This article was written by Martin Hates. All views and opinions expressed are strictly his own.
After the events of early-March, when the LME nickel market came close to being untradeable and price-unrepresentative, recent days have seen some sort of normality return to both business and prices, although the exchange is not out of the woods yet – cue a trio of wide-ranging external reviews.
The imposition of emergency price limit measures, which were progressively widened almost daily, did allow for a relatively fast re-start to trading after the March 8/March 16 suspension. Prices have now fallen back from the $100,000 per tonne high-water mark of the cancelled session, and at around the $32,000 level are now in line with both Shanghai and physical levels – albeit volumes were some 20% down in March.
This, then, is an apposite time to hold post-mortems on what happened, why it happened, who or what was at fault, lessons to be learnt, and what might need to change.
In no particular order, the FCA, the UK’s financial regulator will review the LME’s actions, while the Bank of England will examine LME Clear’s role. For good order, the LME itself has also commissioned an external review.
All of these investigations are timely and not a bad thing – it has been around a quarter of a century since the LME had a comprehensive root-and-branch examination and overhaul in the wake of the 1996 Sumitomo copper scandal.
Many of the measures brought in back then have largely stood the test of time – the lending guidance and warehousing reporting enhancements have not really changed too much over the last 25 years. Likewise, the large position and warrant holdings reports added another layer of transparency, but more recent attempts by the LME to get deeper visibility in the OTC sector have met opposition.

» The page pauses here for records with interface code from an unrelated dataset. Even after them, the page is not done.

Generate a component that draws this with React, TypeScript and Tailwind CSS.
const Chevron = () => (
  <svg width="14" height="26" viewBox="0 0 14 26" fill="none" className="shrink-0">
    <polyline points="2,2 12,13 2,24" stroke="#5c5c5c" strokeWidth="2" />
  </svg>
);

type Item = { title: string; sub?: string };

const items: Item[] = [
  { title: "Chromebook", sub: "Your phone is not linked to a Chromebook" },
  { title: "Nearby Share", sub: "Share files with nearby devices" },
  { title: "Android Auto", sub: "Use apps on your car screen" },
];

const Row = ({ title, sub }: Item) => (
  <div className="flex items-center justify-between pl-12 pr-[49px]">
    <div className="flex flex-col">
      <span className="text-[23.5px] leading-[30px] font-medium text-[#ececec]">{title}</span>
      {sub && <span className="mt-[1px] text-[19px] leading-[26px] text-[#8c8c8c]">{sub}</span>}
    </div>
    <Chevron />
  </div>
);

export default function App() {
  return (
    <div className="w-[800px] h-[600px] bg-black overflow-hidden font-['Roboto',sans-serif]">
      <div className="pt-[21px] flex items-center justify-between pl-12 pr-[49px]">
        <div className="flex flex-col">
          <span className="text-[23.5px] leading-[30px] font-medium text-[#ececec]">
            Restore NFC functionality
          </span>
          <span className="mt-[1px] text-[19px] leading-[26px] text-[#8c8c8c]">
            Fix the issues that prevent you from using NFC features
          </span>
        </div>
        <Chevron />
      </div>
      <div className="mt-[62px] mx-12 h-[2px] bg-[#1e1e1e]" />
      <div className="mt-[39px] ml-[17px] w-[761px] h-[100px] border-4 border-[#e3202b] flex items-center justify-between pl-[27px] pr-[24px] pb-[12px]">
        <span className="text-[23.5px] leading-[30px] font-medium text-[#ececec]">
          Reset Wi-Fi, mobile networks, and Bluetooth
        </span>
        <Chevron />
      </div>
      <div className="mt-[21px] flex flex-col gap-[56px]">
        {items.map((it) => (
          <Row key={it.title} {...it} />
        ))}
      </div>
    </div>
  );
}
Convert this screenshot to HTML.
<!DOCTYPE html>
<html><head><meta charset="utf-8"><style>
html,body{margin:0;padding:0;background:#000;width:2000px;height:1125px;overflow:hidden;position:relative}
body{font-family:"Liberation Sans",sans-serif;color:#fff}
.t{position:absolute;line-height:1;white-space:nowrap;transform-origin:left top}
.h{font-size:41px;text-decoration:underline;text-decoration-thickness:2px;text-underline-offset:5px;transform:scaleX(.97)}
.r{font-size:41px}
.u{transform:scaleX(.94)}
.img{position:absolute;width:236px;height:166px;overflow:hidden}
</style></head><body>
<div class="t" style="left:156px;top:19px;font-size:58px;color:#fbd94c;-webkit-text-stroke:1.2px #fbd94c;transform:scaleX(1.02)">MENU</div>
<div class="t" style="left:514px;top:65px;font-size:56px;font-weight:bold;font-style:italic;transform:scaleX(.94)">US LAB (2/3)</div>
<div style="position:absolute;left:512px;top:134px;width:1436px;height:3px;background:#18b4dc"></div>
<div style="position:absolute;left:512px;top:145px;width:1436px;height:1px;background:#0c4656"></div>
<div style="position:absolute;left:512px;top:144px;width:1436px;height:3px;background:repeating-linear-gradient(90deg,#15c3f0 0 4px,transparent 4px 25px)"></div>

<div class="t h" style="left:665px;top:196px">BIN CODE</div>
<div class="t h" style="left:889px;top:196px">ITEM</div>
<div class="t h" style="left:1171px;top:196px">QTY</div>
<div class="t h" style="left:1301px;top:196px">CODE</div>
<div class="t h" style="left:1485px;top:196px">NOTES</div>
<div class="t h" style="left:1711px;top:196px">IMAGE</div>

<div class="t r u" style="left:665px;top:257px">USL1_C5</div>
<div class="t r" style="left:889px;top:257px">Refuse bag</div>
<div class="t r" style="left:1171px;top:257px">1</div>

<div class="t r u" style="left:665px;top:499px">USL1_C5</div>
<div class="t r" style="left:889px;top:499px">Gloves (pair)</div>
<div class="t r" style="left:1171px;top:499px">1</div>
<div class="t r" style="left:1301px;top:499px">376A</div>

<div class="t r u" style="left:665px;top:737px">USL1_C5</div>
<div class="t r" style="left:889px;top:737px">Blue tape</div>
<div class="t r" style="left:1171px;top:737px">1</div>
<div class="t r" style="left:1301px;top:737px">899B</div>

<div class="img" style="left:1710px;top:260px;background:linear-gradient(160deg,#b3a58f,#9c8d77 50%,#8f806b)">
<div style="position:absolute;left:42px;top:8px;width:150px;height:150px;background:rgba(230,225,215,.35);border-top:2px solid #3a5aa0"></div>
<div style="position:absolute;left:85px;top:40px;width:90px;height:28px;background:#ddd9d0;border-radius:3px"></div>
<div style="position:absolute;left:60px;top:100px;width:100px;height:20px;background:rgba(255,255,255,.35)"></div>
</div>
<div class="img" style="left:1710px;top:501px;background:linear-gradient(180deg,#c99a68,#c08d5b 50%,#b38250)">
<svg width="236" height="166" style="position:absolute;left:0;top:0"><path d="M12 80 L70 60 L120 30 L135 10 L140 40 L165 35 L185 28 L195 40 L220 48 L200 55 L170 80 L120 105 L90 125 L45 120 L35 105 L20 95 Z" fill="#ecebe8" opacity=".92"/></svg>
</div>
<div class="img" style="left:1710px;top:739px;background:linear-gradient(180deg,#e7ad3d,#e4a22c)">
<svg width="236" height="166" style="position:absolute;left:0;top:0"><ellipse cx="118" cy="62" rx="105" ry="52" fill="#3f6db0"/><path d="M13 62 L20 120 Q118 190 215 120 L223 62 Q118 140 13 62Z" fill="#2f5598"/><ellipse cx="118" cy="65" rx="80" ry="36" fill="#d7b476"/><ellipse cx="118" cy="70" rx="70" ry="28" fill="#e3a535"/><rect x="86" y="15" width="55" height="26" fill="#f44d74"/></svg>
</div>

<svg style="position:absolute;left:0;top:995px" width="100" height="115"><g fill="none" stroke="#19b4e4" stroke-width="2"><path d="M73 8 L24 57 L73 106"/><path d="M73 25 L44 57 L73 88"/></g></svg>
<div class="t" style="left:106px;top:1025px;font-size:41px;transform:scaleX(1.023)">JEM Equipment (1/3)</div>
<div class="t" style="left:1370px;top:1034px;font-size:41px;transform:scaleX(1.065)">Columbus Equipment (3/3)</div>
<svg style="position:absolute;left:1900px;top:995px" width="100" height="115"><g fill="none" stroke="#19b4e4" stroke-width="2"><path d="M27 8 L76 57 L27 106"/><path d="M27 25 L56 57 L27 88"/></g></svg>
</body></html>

Crucially, it was the off-market OTC nickel position reportedly held by China’s Tsingshan and at that time invisible to LME Compliance, that was the fuel to the short-covering fire that enveloped the nickel market on March 7 and March 8. And once the price sky-rocketed in dangerously thin volumes, the market, by any description, was disorderly and unrepresentative.
In the run-up to the turmoil, the LME had taken some steps to try and calm the market – likewise most of its subsequent actions – halting trading, introducing daily limits, a shorter trading session and some monitoring of the OTC area are within its remit to maintain an orderly market.
It is worth remembering that the Exchange’s Special Committee was part of this process, and some of its members have decades of LME and metal industry experience. After the event, it is easy to say not enough was done, either before, during or just after the trading halt. In reality, LME authorities were in the midst of an unprecedented market meltdown and having to implement these measures at rapid speed.
Even so, there is an elephant in the room that may come back to haunt the LME in coming months and years – the cancellation of all the trades that took place on March 8. The justification was the likely size of the margin calls, which raised questions over the viability of some LME brokers.
That doesn’t sit well in capitalist free-markets, and litigation and lawsuits from hedge funds, who lost out on massive profits, are surely being prepared.
All of which will run their course as the reviews take place and make their judgments. Of these the LME’s independent review has the potential to usher in some significant changes to the way the exchange functions and trades in coming years.
Since the 2007/2008 financial crisis, politicians and regulators have sought greater insight into the OTC arena. Nickel in 2022 may provide the opportunity for wider oversight of off-market business in general. After all, what is manageable in equity ‘dark pools’ – the lack of visibility does not matter as the markets are massive – did not hold true for nickel.
Like tin, nickel is a small global market and liquidity is not great. So, the potential for an OTC position to cause the market to spiral out of control and become disorderly is much higher. Even the LME’s big contracts – copper and aluminium – are not immune to OTC upheavals. Thwarted last year, the LME may get its desire for OTC monitoring this time around.
Daily price fluctuation limits, too, may be here to stay. In an increasingly volatile and unpredictable geo-political and economic world, commodity markets will become more prone to vicious price spikes and collapses. Limit impositions will provide a necessary breathing space to prevent markets becoming disorderly.
Mandatory reductions of large positions, and increased margining are also worth considering, while the IT infrastructure could be enhanced.
All of which are for the not-too-distant future, when the LME will have a new CEO, and may be under new ownership. What seems certain is that the nickel crisis of 2022 will speed up the LME’s evolution away from its purist roots.
And that, for sure, will not be to everyone’s liking.